International non-profit organization

Django Girls is an international non-profit organization started by two Polish women, Ola Sitarska and Ola Sendecka, to inspire women from all backgrounds to get interested in technology and to become programmers, offering a safe and friendly environment. It is known for the free workshops it hosts to help women to learn to program and for its Django tutorial. It is often supported by the Python Software Foundation, and they often hold sessions at the Python Conference.

== History ==
The first Django Girls workshop, which kicked off Django Girls, happened during EuroPython 2014, in Berlin. Ola Sitarska and Ola Sendecka decided to use Django and Python because both are open source code platforms, which may help women developing their own ideas. Since then, the initiative has spread worldwide, reaching countries like Argentina, Australia, Bolivia, Brazil, Colombia, Ecuador, Ghana, Nigeria, United Kingdom, Peru, United States, Zimbabwe and many others.

== Tutorial ==
The tutorial, which teaches how to create and deploy a blog application using Django, is maintained and updated by the Django Girls community, using Github. As of May 2018, the Django Girls tutorial has been published online in 14 languages besides its original English version. As of May 2018, more than 1,000,000 users have visited its website.

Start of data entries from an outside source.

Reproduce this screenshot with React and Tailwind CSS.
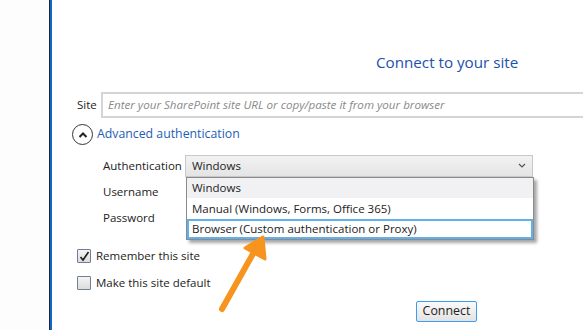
import React from "react";

const font = { fontFamily: '"Segoe UI", "Open Sans", "Noto Sans", sans-serif' };

const Check = ({ checked }) => (
  <div className="w-[14px] h-[14px] border border-[#6f7f99] rounded-[1px] bg-gradient-to-b from-[#f4f4f4] to-[#dcdcdc] flex items-center justify-center">
    {checked && (
      <svg width="11" height="11" viewBox="0 0 11 11">
        <path d="M1.5 6 L4 9 L9.5 1" fill="none" stroke="#222" strokeWidth="1.7" />
      </svg>
    )}
  </div>
);

const Arrow = () => (
  <svg className="absolute left-[210px] top-[228px]" width="70" height="92" viewBox="0 0 70 92">
    <path d="M12 81 L44 24" stroke="#f7941d" strokeWidth="6" strokeLinecap="round" fill="none" />
    <path d="M53 9 L35 20 L55 31 Z" fill="#f7941d" stroke="#f7941d" strokeWidth="3" strokeLinejoin="round" />
  </svg>
);

export default function App() {
  return (
    <div className="w-[583px] h-[330px] bg-white flex overflow-hidden relative text-[#222]" style={font}>
      <div className="w-[49px] shrink-0 bg-[#fdfdfd]" />
      <div className="w-px shrink-0 bg-[#1b2230]" />
      <div className="w-[2px] shrink-0 bg-[#1466c8]" />
      <div className="flex-1 flex flex-col pl-[25px] pt-[51px] text-[11.5px]">
        <div className="pl-[299px] text-[15.2px] leading-[22px] text-[#1d4fae]">Connect to your site</div>
        <div className="flex items-center mt-[19px] h-[26px]">
          <span className="w-[24px]">Site</span>
          <div className="flex-1 h-[26px] -mr-[10px] border-2 border-[#d5d5d5] flex items-center pl-[5px] text-[11.6px] italic text-[#8a8a8a]">
            Enter your SharePoint site URL or copy/paste it from your browser
          </div>
        </div>
        <div className="flex items-center -ml-[5px] mt-[6px] h-[21px] gap-[4px]">
          <div className="w-[21px] h-[21px] rounded-full border-[1.5px] border-[#333] flex items-center justify-center">
            <svg width="10" height="8" viewBox="0 0 10 8">
              <path d="M1.5 6 L5 2.5 L8.5 6" fill="none" stroke="#222" strokeWidth="2" />
            </svg>
          </div>
          <span className="text-[#1f5eb5] text-[12.3px]">Advanced authentication</span>
        </div>
        <div className="flex items-center mt-[10px] pl-[26px] h-[21px]">
          <span className="w-[82px]">Authentication</span>
          <div className="w-[348px] h-[22px] border border-[#c9c9c9] bg-gradient-to-b from-[#f2f2f2] to-[#e4e4e4] flex items-center justify-between pl-[6px] pr-[6px]">
            <span>Windows</span>
            <svg width="8" height="5" viewBox="0 0 8 5">
              <path d="M1 1 L4 4 L7 1" fill="none" stroke="#555" strokeWidth="1.2" />
            </svg>
          </div>
        </div>
        <div className="pl-[26px] mt-[6px] h-[20px] flex items-center">Username</div>
        <div className="pl-[26px] mt-[6px] h-[20px] flex items-center">Password</div>
        <div className="flex items-center gap-[5px] mt-[19px] h-[18px]">
          <Check checked />
          <span>Remember this site</span>
        </div>
        <div className="flex items-center gap-[5px] mt-[9px] h-[18px]">
          <Check />
          <span>Make this site default</span>
        </div>
        <div className="pl-[339px] mt-[9px]">
          <button className="w-[61px] h-[21px] border border-[#3d9cf0] rounded-[2px] bg-gradient-to-b from-[#fafafa] to-[#e3e3e3] flex items-center justify-center text-[12.4px] text-[#222]">
            Connect
          </button>
        </div>
      </div>
      <div className="absolute left-[186px] top-[177px] w-[348px] h-[63px] bg-white border border-[#8a8a8a] shadow-[3px_3px_3px_rgba(0,0,0,0.35)] flex flex-col text-[11.5px]">
        <div className="h-[20px] bg-[#f1f1f3] flex items-center pl-[5px]">Windows</div>
        <div className="h-[21px] flex items-center pl-[5px]">Manual (Windows, Forms, Office 365)</div>
        <div className="h-[20px] border-2 border-[#5fb0ec] flex items-center pl-[3px]">Browser (Custom authentication or Proxy)</div>
      </div>
      <Arrow />
    </div>
  );
}
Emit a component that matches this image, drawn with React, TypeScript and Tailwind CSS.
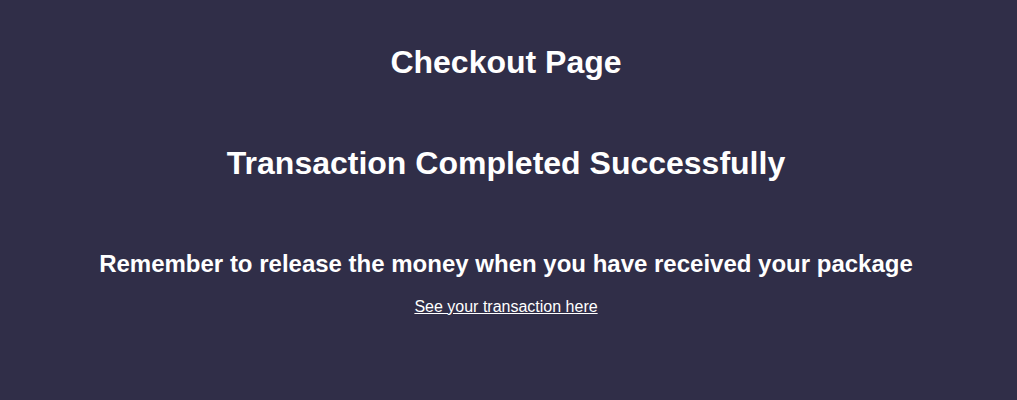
import React from "react";

function App() {
  return (
    <div className="min-h-screen bg-[#302e48] text-white font-['Liberation_Sans',Arial,sans-serif]">
      <div className="flex flex-col items-center pt-[44px] pr-[5px] text-center">
        <h1 className="text-[32px] font-bold leading-[37px]">Checkout Page</h1>
        <h1 className="mt-[64px] text-[32px] font-bold leading-[37px]">
          Transaction Completed Successfully
        </h1>
        <h2 className="mt-[68px] text-[24px] font-bold leading-[28px]">
          Remember to release the money when you have received your package
        </h2>
        <a href="#" className="mt-[20px] text-base leading-[18px] underline">
          See your transaction here
        </a>
      </div>
    </div>
  );
}

export default App;
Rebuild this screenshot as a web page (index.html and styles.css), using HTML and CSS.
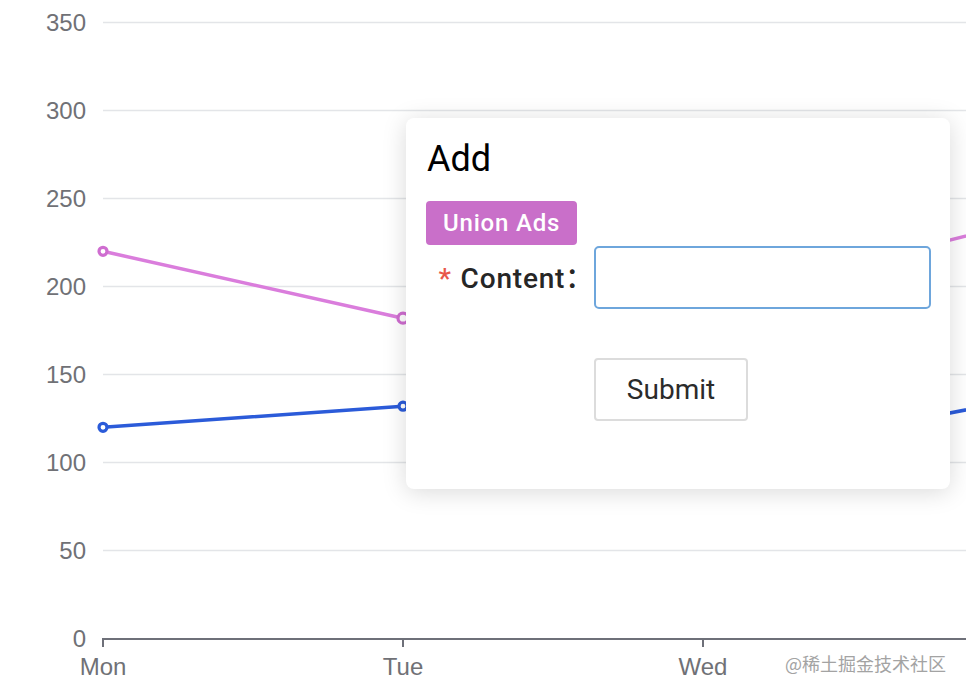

== Django Girls workshops ==
Using a manual provided by the organization, Django Girls volunteers offer free one or two days workshops in many cities of the world, usually held during weekends. It is aimed at complete beginners, teaching about HTML, CSS, Python and Django. As of May 2018, 414 cities across 90 countries have hosted Django Girls workshops, with Accra, Athens, Florence, Kathmandu, Lagos, Lahore, Oxford, and São José dos Campos among them. As of May 2018, over 14,000 women have attended Django Girls workshops held across the globe.